[WHAT THE TASK REQUIRES]
What is needed is an exact copy of the entries below, from the line that contains "Write the React, TypeScript" through the final line, both included, and nothing else.

Records with interface code:
◆ ◆ ◆ ◆
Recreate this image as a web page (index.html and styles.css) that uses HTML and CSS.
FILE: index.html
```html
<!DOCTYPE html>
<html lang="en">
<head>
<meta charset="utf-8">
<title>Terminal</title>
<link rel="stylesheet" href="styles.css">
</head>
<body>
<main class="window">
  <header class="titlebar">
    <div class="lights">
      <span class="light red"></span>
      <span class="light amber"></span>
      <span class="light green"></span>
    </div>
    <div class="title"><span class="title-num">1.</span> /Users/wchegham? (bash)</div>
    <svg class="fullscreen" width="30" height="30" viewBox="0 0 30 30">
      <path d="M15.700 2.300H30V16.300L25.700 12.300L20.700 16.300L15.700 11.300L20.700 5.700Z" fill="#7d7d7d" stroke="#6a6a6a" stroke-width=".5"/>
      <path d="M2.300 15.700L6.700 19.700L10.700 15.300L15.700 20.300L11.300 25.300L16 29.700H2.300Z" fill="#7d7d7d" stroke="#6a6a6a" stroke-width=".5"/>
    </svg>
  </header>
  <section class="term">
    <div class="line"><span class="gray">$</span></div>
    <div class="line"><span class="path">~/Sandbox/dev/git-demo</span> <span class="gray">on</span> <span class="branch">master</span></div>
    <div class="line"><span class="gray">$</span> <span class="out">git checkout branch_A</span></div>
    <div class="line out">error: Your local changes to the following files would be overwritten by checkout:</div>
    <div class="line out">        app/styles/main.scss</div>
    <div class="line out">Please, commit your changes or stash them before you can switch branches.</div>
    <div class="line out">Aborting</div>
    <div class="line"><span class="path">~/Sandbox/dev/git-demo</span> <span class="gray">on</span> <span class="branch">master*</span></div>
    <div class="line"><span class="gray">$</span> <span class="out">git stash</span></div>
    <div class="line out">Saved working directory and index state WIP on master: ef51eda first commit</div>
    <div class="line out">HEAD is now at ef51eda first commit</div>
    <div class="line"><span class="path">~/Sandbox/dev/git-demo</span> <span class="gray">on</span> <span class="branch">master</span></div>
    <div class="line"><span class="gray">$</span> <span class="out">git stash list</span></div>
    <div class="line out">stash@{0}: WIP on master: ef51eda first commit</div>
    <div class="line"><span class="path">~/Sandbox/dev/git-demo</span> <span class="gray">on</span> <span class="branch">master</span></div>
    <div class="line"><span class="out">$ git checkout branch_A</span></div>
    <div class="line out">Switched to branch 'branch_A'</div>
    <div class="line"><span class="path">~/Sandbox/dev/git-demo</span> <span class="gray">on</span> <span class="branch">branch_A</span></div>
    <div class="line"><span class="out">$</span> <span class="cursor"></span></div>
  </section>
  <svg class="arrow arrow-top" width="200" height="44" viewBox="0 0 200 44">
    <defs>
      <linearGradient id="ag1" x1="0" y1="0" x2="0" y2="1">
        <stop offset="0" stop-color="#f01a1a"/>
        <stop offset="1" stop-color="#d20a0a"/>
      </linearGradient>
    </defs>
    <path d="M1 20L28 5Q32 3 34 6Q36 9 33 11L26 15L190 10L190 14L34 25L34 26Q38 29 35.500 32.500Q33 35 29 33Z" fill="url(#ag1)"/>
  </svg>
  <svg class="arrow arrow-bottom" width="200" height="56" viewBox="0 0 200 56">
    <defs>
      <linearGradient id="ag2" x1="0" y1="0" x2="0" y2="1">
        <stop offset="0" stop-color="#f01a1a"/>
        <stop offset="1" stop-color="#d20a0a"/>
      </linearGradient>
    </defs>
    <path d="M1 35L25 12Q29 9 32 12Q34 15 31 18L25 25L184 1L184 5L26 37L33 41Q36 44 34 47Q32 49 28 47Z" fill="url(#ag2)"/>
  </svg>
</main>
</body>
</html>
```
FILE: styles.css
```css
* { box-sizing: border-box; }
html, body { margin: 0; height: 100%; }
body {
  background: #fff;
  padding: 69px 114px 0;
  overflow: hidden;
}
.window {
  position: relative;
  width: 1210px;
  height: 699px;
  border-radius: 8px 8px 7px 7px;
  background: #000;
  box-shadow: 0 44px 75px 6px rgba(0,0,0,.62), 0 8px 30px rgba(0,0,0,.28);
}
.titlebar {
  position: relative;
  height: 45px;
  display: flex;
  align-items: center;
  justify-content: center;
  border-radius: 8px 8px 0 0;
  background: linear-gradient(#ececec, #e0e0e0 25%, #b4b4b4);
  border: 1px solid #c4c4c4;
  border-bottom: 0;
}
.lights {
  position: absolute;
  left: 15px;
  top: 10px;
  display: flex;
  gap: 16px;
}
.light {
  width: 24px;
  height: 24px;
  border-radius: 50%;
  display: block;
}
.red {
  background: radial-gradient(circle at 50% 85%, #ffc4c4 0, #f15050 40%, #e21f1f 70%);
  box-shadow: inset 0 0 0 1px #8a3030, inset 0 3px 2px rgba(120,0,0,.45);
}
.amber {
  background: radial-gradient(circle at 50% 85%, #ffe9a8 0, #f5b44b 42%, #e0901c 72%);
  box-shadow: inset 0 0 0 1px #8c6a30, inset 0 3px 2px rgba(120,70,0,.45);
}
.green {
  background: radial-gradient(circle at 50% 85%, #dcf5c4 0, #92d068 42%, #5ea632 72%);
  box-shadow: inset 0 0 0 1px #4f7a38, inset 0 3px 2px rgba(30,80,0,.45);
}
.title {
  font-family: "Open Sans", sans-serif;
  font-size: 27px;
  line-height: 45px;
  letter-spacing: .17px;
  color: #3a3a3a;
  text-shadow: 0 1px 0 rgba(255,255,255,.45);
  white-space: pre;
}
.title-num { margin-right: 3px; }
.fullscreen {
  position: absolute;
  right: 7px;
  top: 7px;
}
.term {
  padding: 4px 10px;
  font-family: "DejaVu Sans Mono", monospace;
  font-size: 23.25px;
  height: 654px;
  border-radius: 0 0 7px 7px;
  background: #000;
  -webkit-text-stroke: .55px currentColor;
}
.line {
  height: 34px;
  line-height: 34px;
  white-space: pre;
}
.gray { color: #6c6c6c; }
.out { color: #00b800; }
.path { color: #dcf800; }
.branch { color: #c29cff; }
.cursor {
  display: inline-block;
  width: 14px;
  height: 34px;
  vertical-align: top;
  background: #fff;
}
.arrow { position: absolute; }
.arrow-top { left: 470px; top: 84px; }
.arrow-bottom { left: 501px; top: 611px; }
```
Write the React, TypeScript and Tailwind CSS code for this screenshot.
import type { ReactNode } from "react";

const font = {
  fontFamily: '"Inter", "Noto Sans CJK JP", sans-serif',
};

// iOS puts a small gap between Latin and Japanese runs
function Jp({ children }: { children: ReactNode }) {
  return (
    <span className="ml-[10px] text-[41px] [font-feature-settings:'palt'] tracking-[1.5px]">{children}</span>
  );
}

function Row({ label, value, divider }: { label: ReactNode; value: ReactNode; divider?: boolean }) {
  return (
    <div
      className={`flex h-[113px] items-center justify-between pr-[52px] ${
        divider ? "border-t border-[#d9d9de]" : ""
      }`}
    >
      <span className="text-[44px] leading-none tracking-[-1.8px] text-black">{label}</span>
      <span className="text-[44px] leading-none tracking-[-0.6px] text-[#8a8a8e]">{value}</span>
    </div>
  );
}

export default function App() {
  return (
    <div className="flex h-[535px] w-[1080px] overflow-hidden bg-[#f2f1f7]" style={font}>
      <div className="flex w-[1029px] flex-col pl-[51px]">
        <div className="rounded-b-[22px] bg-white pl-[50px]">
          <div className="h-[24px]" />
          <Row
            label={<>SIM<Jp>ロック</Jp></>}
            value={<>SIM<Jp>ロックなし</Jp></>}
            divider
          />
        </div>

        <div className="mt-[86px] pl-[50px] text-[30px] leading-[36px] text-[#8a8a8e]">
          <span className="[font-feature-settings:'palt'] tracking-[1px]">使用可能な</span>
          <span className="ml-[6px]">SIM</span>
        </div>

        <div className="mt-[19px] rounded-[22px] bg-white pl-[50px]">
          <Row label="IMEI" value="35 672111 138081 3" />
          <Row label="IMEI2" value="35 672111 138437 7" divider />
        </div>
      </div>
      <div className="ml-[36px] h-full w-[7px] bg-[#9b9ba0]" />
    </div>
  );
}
◆ ◆ ◆ ◆
[ANSWER FOR THE TASK]
Write the React, TypeScript and Tailwind CSS code for this screenshot.
import type { ReactNode } from "react";

const font = {
  fontFamily: '"Inter", "Noto Sans CJK JP", sans-serif',
};

// iOS puts a small gap between Latin and Japanese runs
function Jp({ children }: { children: ReactNode }) {
  return (
    <span className="ml-[10px] text-[41px] [font-feature-settings:'palt'] tracking-[1.5px]">{children}</span>
  );
}

function Row({ label, value, divider }: { label: ReactNode; value: ReactNode; divider?: boolean }) {
  return (
    <div
      className={`flex h-[113px] items-center justify-between pr-[52px] ${
        divider ? "border-t border-[#d9d9de]" : ""
      }`}
    >
      <span className="text-[44px] leading-none tracking-[-1.8px] text-black">{label}</span>
      <span className="text-[44px] leading-none tracking-[-0.6px] text-[#8a8a8e]">{value}</span>
    </div>
  );
}

export default function App() {
  return (
    <div className="flex h-[535px] w-[1080px] overflow-hidden bg-[#f2f1f7]" style={font}>
      <div className="flex w-[1029px] flex-col pl-[51px]">
        <div className="rounded-b-[22px] bg-white pl-[50px]">
          <div className="h-[24px]" />
          <Row
            label={<>SIM<Jp>ロック</Jp></>}
            value={<>SIM<Jp>ロックなし</Jp></>}
            divider
          />
        </div>

        <div className="mt-[86px] pl-[50px] text-[30px] leading-[36px] text-[#8a8a8e]">
          <span className="[font-feature-settings:'palt'] tracking-[1px]">使用可能な</span>
          <span className="ml-[6px]">SIM</span>
        </div>

        <div className="mt-[19px] rounded-[22px] bg-white pl-[50px]">
          <Row label="IMEI" value="35 672111 138081 3" />
          <Row label="IMEI2" value="35 672111 138437 7" divider />
        </div>
      </div>
      <div className="ml-[36px] h-full w-[7px] bg-[#9b9ba0]" />
    </div>
  );
}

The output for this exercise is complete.